My desk diary for 2012 had “R&J Polunin” inked in for March 10, but there is a red line through it because the Ukrainian star, who was scheduled to learn a string of major roles that season, had a total meltdown, saying goodbye to the Royal Ballet and, it seemed, his career. On Wednesday night London finally got to see his Romeo at the Royal Albert Hall in the 2019 production conceived and choreographed by his former Covent Garden colleague Johan Kobborg. His Juliet was Alina Cojocaru.
Polunin had a prodigious talent but was a late developer in other ways. Still only 32, he has been working hard to clean up his skin (bye-bye giant Vladimir Putin tattoo), regain his work ethic and rebuild his reputation. The collaboration with Kobborg was a wise move. The Danish star is a fine teacher and his apprentice pieces for the Royal Ballet and his much-missed 2005 staging of La Sylphide proved his talents as dancemaker and director. His Romeo & Juliet boldly attempts to scale the story down for the modest ensemble using a (taped) edit of the Prokofiev score. This is completely understandable but not entirely successful.

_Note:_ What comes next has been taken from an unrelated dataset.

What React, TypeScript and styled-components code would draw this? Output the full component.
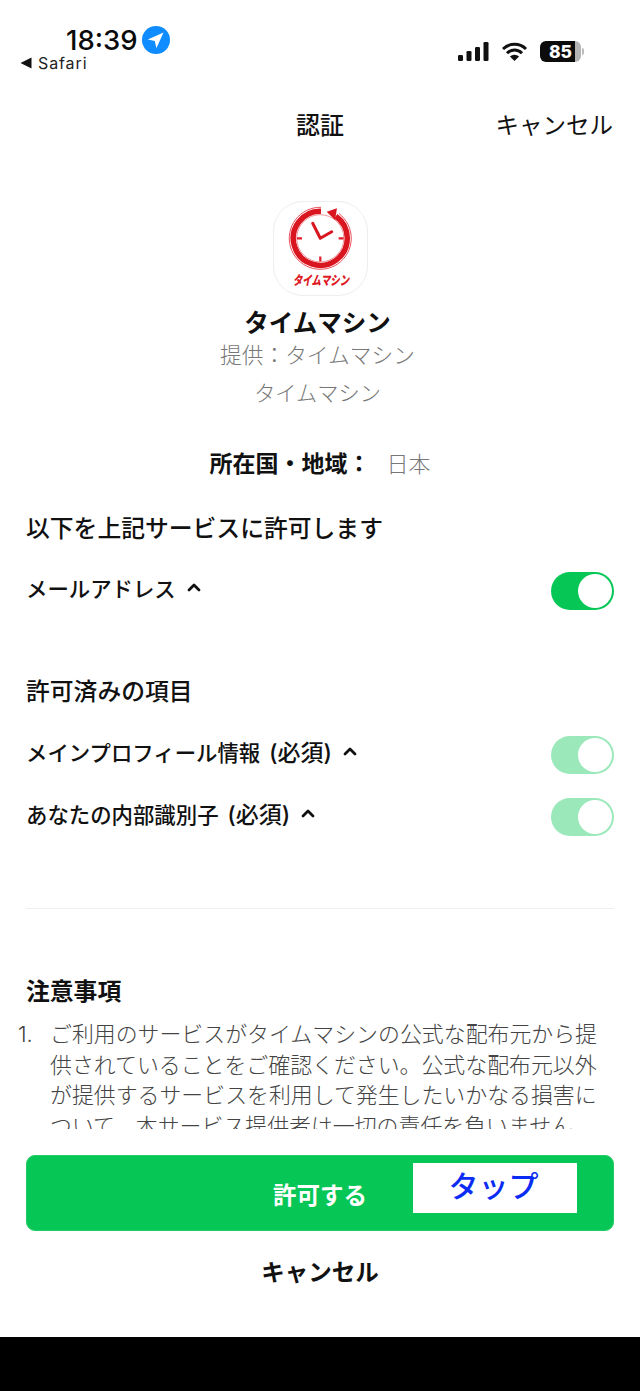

Seasoned Romeo goers might be quite attracted to the idea of a streamlined scenario — no nurse, no padding, no prostitutes (hooray!) — but Kobborg’s 90-minute dash through the key moments is curiously vague and uninvolving. The ensembles of MacMillan or Nureyev or Grigorovich aren’t just a job-creation scheme for the corps de ballet; the Verona townspeople and the family feud that divides them are a vital force in the countermovement. Sword fights alone aren’t enough and without this living backdrop it’s just boy loses girl.
Kobborg begins (as Shakespeare does) with a spoiler: two dead bodies in front of David Umemoto’s shape-shifting set of stairways and arches (MC Escher meets the Castelvecchio). He then introduces the lovers with a brief solo. Polunin’s incessant leaps and double tours are catnip to a fan base won via his “Take Me to Church” video and Kobborg cleverly blurs the very rough edges of that once godlike technique with deliberately unclassical landings and flailing port de bras.
Cojocaru, 40 going on 14, remains a miracle of girlish lightness and, despite the breakneck pace of the exposition, we clearly see her mature from excited child to the passionate woman of the final scenes. The duets are fast and fiddly — the debts to Cranko and MacMillan are obvious — but there is, weirdly, no big bedroom pas de deux. Instead the lovers are given the Act Two music written for Lady Capulet’s grieving solo which is repurposed as an ugly, love-hate duet in which Cojocaru’s Juliet rages against the wreck of their hopes.
Polunin’s acting is more one-dimensional. He smiles, he frowns, he larks perfunctorily with his chums (a star turn for Daichi Ikarashi’s feather-footed Mercutio) but he is at his best in more melodramatic moments. The furious sword fight seemed real enough but I still haven’t seen his Romeo.